"Rengkuhlah,
zenit kian berderak dibuatmu
Semesta tak lupa pada ketekunan
Jiwa-jiwa
peneguk ilmu, jiwa-jiwa penegak ilmu
Teguhkan
ia dengan teh berkilat madu di balik senja
Benamkan
segala dalam pelita doa."
Aamiin...
Keberangkatannya
menuju London itu pun tiba. Kami sebenarnya begitu ingin
mengantarkan kepergian salah satu wanita terbaik dari keluarga kami itu. Siang
harinya, Kak Hendra mengatakan tak bisa mengantar kami, ehh... lebih tepatnya Ibu yang
sangat ingin mengucap selamat jalan secara tatap muka. Jadilah akhirnya hanya Kak Hendra seorang yang melenggang ke bandara dan mengantarkan pundi-pundi poundsterling yang sebelumnya berupa rupiah itu. Sangu
itu disiapkan Bapak Inda untuk kebutuhan tak terduga sepertinya. Agak kecewa
sebenarnya tak dapat bersua sebelum akhirnya Te—panggilan akrab kami yang
bersumber dari Eril, menjejaki kaki di tanah Inggris sana. Namun apalah daya, Lang.
Perginya
Kak Hendra sekaligus mengakhiri niat Ibu berjumpa Kak Inda untuk terakhir
kalinya setahun ke depan. Tak patah arang, Ibu menelepon Pak Acip, tetangga
yang menyediakan mobilnya untuk jasa antar-jemput tapi tak berhasil. Ia tak
berada di rumah. Usaha itu benar-benar menutup niat ibu untuk menemui Te.
"Kemarin
itu, terakhir kita ketemu Kak Inda, ya?..." Pertanyaan Ibu itu hanya kami jawab dengan gumaman saja. Ada bening di pelupuk
matanya.
Di
rumah, kami, yang saat itu sebenarnya ingin mengantarnya tak kuasa menahan
bayang-bayang kepergiannya di bandara sana. Imajinasi adegan per adegan semakin nyata ketika kudengar Ibu berbincang di sisi telepon genggam
miliknya. Sendunya tak mampu berbuat banyak. Ia tetap di sini meski
terlalu ingin ia mengantar kepergian kemenakan tercintanya itu.
Kak
Inda memang telah lama tinggal di rumah kami. Sejak memasuki dunia kuliah di
Universitas Mataram (Unram), Ia telah menjadi bagian dari kehidupan keluarga
kami di rumah ini. Mungkin sebab itulah, kami menjadi sangat dekat meskipun
sebelumnya memang seperti itu pula keadaannya.
Keberangkatan
menuju London itu pun meninggalkan air mata, kegundahan, dan kawan-kawannya.

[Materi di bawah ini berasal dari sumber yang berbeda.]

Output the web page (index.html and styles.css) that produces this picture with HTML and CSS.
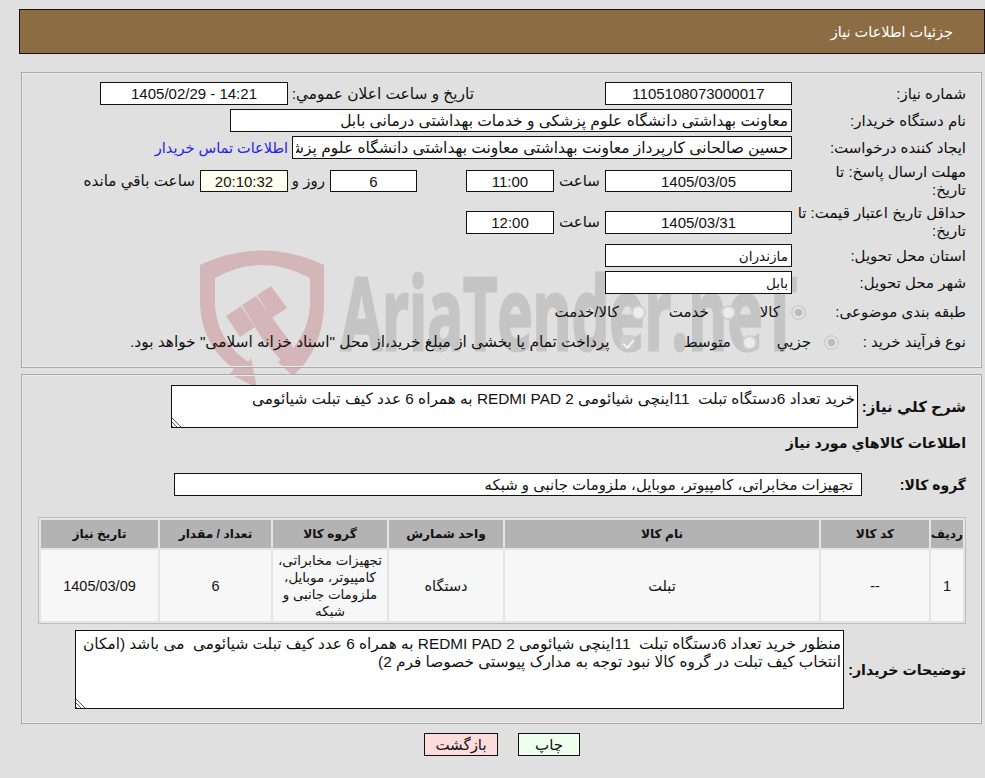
FILE: index.html
```html
<!DOCTYPE html>
<html lang="fa" dir="rtl">
<head>
<meta charset="utf-8">
<title>جزئیات اطلاعات نیاز</title>
<link rel="stylesheet" href="styles.css">
</head>
<body>
<svg class="watermark" viewBox="0 0 985 778" aria-hidden="true">
  <path class="wm-red" fill-rule="evenodd" d="M200 265 Q262 236 324 265 L324 307 Q322 350 293 376 L278 362 Q308 340 310 305 L310 278 Q262 252 215 278 L215 305 Q217 338 243 358 L248 362 L251 358 L257 388 L230 374 L234 369 Q202 345 200 305 Z"/>
  <path class="wm-red" d="M226 316 L241 306 L255 327 L240 337 Z M242 305 L256 296 L291 343 L300 370 L286 366 L263 340 Z M257 295 L271 286 L287 308 L272 318 Z"/>
  <text class="wm-text" x="341" y="350" textLength="456" lengthAdjust="spacingAndGlyphs">AriaTender.neT</text>
</svg>

<header class="title-bar">جزئیات اطلاعات نیاز</header>

<section class="panel panel-top">
  <div class="row row-std">
    <label class="lbl">شماره نیاز:</label>
    <input class="box w187 center" value="1105108073000017" readonly>
    <span class="gap131"></span>
    <label class="lbl-announce">تاریخ و ساعت اعلان عمومي:</label>
    <input class="box w188 center" value="14:21 - 1405/02/29" readonly>
  </div>
  <div class="row row-std">
    <label class="lbl">نام دستگاه خریدار:</label>
    <input class="box w562" value="معاونت بهداشتی دانشگاه علوم پزشکی و خدمات بهداشتی درمانی بابل" readonly>
  </div>
  <div class="row row-std">
    <label class="lbl">ایجاد کننده درخواست:</label>
    <input class="box w500" value="حسین صالحانی کارپرداز معاونت بهداشتی معاونت بهداشتی دانشگاه علوم پزشکی و خدمات بهداشتی" readonly>
    <a class="contact" href="#">اطلاعات تماس خریدار</a>
  </div>
  <div class="row row-tall row-first-tall">
    <label class="lbl">مهلت ارسال پاسخ: تا<br>تاریخ:</label>
    <input class="box w187 center h22" value="1405/03/05" readonly>
    <span class="unit">ساعت</span>
    <input class="box w88 center h22" value="11:00" readonly>
    <span class="gap49"></span>
    <input class="box w87 center h22" value="6" readonly>
    <span class="unit-day">روز و</span>
    <input class="box w88 center h22 remain" value="20:10:32" readonly>
    <span class="unit-rest">ساعت باقي مانده</span>
  </div>
  <div class="row row-tall">
    <label class="lbl">حداقل تاریخ اعتبار قیمت: تا<br>تاریخ:</label>
    <input class="box w187 center" value="1405/03/31" readonly>
    <span class="unit">ساعت</span>
    <input class="box w88 center" value="12:00" readonly>
  </div>
  <div class="row row-std">
    <label class="lbl">استان محل تحویل:</label>
    <input class="box w187 place" value="مازندران" readonly>
  </div>
  <div class="row row-std">
    <label class="lbl">شهر محل تحویل:</label>
    <input class="box w187 place" value="بابل" readonly>
  </div>
  <div class="row row-choice">
    <label class="lbl">طبقه بندی موضوعی:</label>
    <input class="radio r-kala" type="radio" name="cat" checked disabled>
    <span class="opt o-kala">کالا</span>
    <input class="radio r-khedmat" type="radio" name="cat" disabled>
    <span class="opt o-khedmat">خدمت</span>
    <input class="radio r-both" type="radio" name="cat" disabled>
    <span class="opt o-both">کالا/خدمت</span>
  </div>
  <div class="row row-choice">
    <label class="lbl">نوع فرآیند خرید :</label>
    <input class="radio r-jozi" type="radio" name="proc" checked disabled>
    <span class="opt o-jozi">جزيي</span>
    <input class="radio r-mid" type="radio" name="proc" disabled>
    <span class="opt o-mid">متوسط</span>
    <input class="check" type="checkbox" checked disabled>
    <span class="opt o-long">پرداخت تمام یا بخشی از مبلغ خرید،از محل "اسناد خزانه اسلامی" خواهد بود.</span>
  </div>
</section>

<section class="panel panel-bottom">
  <div class="row row-desc">
    <label class="lbl-strong desc-label">شرح کلي نیاز:</label>
    <textarea class="area area-short" readonly>خرید تعداد 6دستگاه تبلت  11اینچی شیائومی REDMI PAD 2 به همراه 6 عدد کیف تبلت شیائومی</textarea>
  </div>
  <h2 class="section-head">اطلاعات کالاهاي مورد نیاز</h2>
  <div class="row row-group">
    <label class="lbl-strong group-label">گروه کالا:</label>
    <input class="box w688 group-input" value="تجهیزات مخابراتی، کامپیوتر، موبایل، ملزومات جانبی و شبکه" readonly>
  </div>
  <table class="goods">
    <colgroup>
      <col class="c1"><col class="c2"><col class="c3"><col class="c4"><col class="c5"><col class="c6"><col class="c7">
    </colgroup>
    <thead>
      <tr><th>ردیف</th><th>کد کالا</th><th>نام کالا</th><th>واحد شمارش</th><th>گروه کالا</th><th>تعداد / مقدار</th><th>تاریخ نیاز</th></tr>
    </thead>
    <tbody>
      <tr>
        <td>1</td><td>--</td><td>تبلت</td><td>دستگاه</td>
        <td class="cell-group">تجهیزات مخابراتی، کامپیوتر، موبایل، ملزومات جانبی و شبکه</td>
        <td>6</td><td>1405/03/09</td>
      </tr>
    </tbody>
  </table>
  <div class="row row-note">
    <label class="lbl-strong note-label">توضیحات خریدار:</label>
    <textarea class="area area-tall" readonly>منظور خرید تعداد 6دستگاه تبلت  11اینچی شیائومی REDMI PAD 2 به همراه 6 عدد کیف تبلت شیائومی  می باشد (امکان انتخاب کیف تبلت در گروه کالا نبود توجه به مدارک پیوستی خصوصا فرم 2)</textarea>
  </div>
</section>

<div class="actions">
  <button class="btn btn-print" type="button">چاپ</button>
  <button class="btn btn-back" type="button">بازگشت</button>
</div>
</body>
</html>
```

FILE: styles.css
```css
* { box-sizing: border-box; }
html, body { margin: 0; padding: 0; }
body {
  position: relative;
  width: 985px;
  height: 778px;
  overflow: hidden;
  background: #e0e0e0;
  color: #111;
  font: 15px/18px "Liberation Sans", "DejaVu Sans", sans-serif;
}
.watermark {
  position: absolute;
  left: 0;
  top: 0;
  width: 985px;
  height: 778px;
  z-index: 0;
  pointer-events: none;
  direction: ltr;
}
.wm-red { fill: #d5b6b8; }
.wm-text {
  fill: #c5c5c5;
  stroke: #c5c5c5;
  stroke-width: 3px;
  font: bold 100px "Open Sans", "Liberation Sans", sans-serif;
  direction: ltr;
}
.title-bar, .panel, .actions { position: relative; z-index: 1; }
.title-bar {
  margin: 9px 0 0 0;
  width: 966px;
  height: 45px;
  padding: 0 31px;
  display: flex;
  align-items: center;
  background: #8c6c42;
  border: 1px solid #111;
  color: #fff;
  font-size: 14.5px;
}
.panel {
  margin-right: 3px;
  width: 961px;
  border: 1px solid #a8a8a8;
  box-shadow: inset 0 0 0 1px #ececec;
}
.panel-top {
  margin-top: 18px;
  height: 296px;
  padding: 9px 15px 0 0;
}
.panel-bottom {
  margin-top: 6px;
  height: 350px;
  padding: 10px 15px 0 0;
}
.row { display: flex; align-items: center; }
.row-std { height: 23px; margin-bottom: 4px; }
.row-tall { height: 36px; margin-bottom: 4px; }
.row-first-tall { margin-bottom: 5px; }
.row-choice { height: 28px; margin-bottom: 2px; }
.lbl { width: 174px; flex: none; white-space: nowrap; }
.box {
  height: 23px;
  flex: none;
  border: 1px solid #111;
  background: #fff;
  color: #111;
  font: inherit;
  font-size: 15.5px;
  padding: 0 3px;
  direction: rtl;
  text-align: right;
  outline: none;
}
.center { text-align: center; font-size: 15px; }
.place { font-size: 13.6px; }
.h22 { height: 22px; }
.remain { background: #ffffee; }
.w187 { width: 187px; }
.w188 { width: 188px; }
.w562 { width: 562px; }
.w500 { width: 500px; }
.w88 { width: 88px; }
.w87 { width: 87px; }
.w688 { width: 688px; }
.gap131 { width: 131px; flex: none; }
.gap49 { width: 49px; flex: none; }
.lbl-announce { width: 186px; flex: none; font-size: 15.4px; white-space: nowrap; }
.contact { margin-right: 4px; color: #2222ee; text-decoration: none; white-space: nowrap; font-size: 14.5px; }
.unit { width: 51px; flex: none; text-align: center; }
.unit-day { width: 42px; flex: none; padding-right: 5px; }
.unit-rest { margin-right: 5px; white-space: nowrap; font-size: 15.2px; }
.radio, .check {
  appearance: none;
  flex: none;
  margin: 0;
  background: #ececec;
  border: 2px solid #cfcfcf;
}
.radio {
  width: 15px;
  height: 15px;
  border-radius: 50%;
}
.radio:checked { background: radial-gradient(circle, #bdbdbd 0 3.5px, #ececec 4.5px); }
.check {
  position: relative;
  width: 14px;
  height: 14px;
  border-radius: 2px;
  border-color: #cdcdcd;
  background: #cdcdcd;
  margin-right: 50px;
}
.check::after {
  content: "";
  position: absolute;
  left: 3px;
  top: 0;
  width: 5px;
  height: 9px;
  border: solid #f2f2f2;
  border-width: 0 2px 2px 0;
  transform: rotate(40deg);
}
.opt { white-space: nowrap; font-size: 15px; }
.r-kala { margin-right: -14px; }
.o-kala { margin-right: 11px; }
.r-khedmat { margin-right: 24px; }
.o-khedmat { margin-right: 12px; }
.r-both { margin-right: 23px; }
.o-both { margin-right: 12px; }
.r-jozi { margin-right: -47px; }
.o-jozi { margin-right: 13px; }
.r-mid { margin-right: 20px; }
.o-mid { margin-right: 11px; }
.o-long { margin-right: 10px; font-size: 15.4px; }
.lbl-strong { font-weight: bold; flex: none; white-space: nowrap; }
.row-desc { height: 43px; }
.desc-label { width: 108px; }
.area {
  flex: none;
  display: block;
  border: 1px solid #111;
  background: #fff;
  color: #111;
  font: inherit;
  font-size: 15.35px;
  padding: 4px 2px 2px;
  margin: 0;
  outline: none;
  resize: both;
}
.area::-webkit-resizer {
  background:
    linear-gradient(to top right, transparent 55%, #fff 55%) left bottom / 10px 10px no-repeat,
    repeating-linear-gradient(45deg, #555 0 1px, #fff 1px 3px) left bottom / 10px 10px no-repeat;
}
.area-short { width: 687px; height: 43px; }
.section-head {
  margin: 0;
  height: 30px;
  padding-top: 6px;
  font-size: 14.2px;
  line-height: 18px;
  font-weight: bold;
}
.row-group { height: 23px; margin-top: 15px; }
.group-label { width: 104px; font-size: 14px; }
.group-input { padding-right: 8px; font-size: 14.9px; }
.goods {
  width: 928px;
  margin-top: 21px;
  table-layout: fixed;
  border: 1px solid #bdbdbd;
  border-spacing: 2px;
  background: #e4e4e4;
  font-size: 14.5px;
}
.c1 { width: 32px; }
.c2 { width: 108px; }
.c3 { width: 314px; }
.c4 { width: 114px; }
.c5 { width: 114px; }
.c6 { width: 111px; }
.c7 { width: 117px; }
.goods th {
  height: 28px;
  padding: 0;
  background: #b3b3b3;
  font-size: 12.2px;
  font-weight: bold;
}
.goods td {
  height: 71px;
  padding: 0;
  background: #f7f7f7;
  text-align: center;
  vertical-align: middle;
}
.goods .cell-group { line-height: 17px; padding: 0 3px; font-size: 13.4px; }
.row-note { height: 79px; margin-top: 6px; }
.note-label { width: 122px; font-size: 14.2px; }
.area-tall { width: 769px; height: 79px; }
.actions {
  margin-top: 9px;
  display: flex;
  justify-content: center;
  gap: 20px;
  width: 966px;
}
.btn {
  height: 23px;
  border: 1px solid #111;
  color: #111;
  font: inherit;
  padding: 0;
}
.btn-print { width: 62px; background: #eeffee; }
.btn-back { width: 74px; background: #ffdcdc; }
```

Bagaimana tidak? Kesan tiga tahun mendiami rumah kecil kami begitu sulit
dilepas Ibu. Ia wanita yang paling tak kuasa menampung bening hangat dari
matanya. Berat memang… Apalagi bagi Bapak Inda, Ibu Inda, Ekal, dan Eril. Pasti selalu ada kekhawatiran melepasnya sendiri di negara orang. Ah… Segalanya
tumpah.
Keberangkatan
menuju London itu pun menyisakan kepedihan di setiap kami yang merasa
kehilangan ini. Kehilangan yang membanggakan.
----
Perjalanan sejarah sebuah mimpi, mungkin begitu sulit dipercaya. Ia bak benih-benih emas jika disemai dengan baik. Is it her destiny? "Para fatalisme tentu menganggapnya begitu." seorang dosen mengatakannya pada perkuliahan di suatu pagi. Namun, perihal benih emas, setiap orang tentu memilikinya namun Te adalah satu diantara yang berhasil menyemai benih emas itu. Good Luck!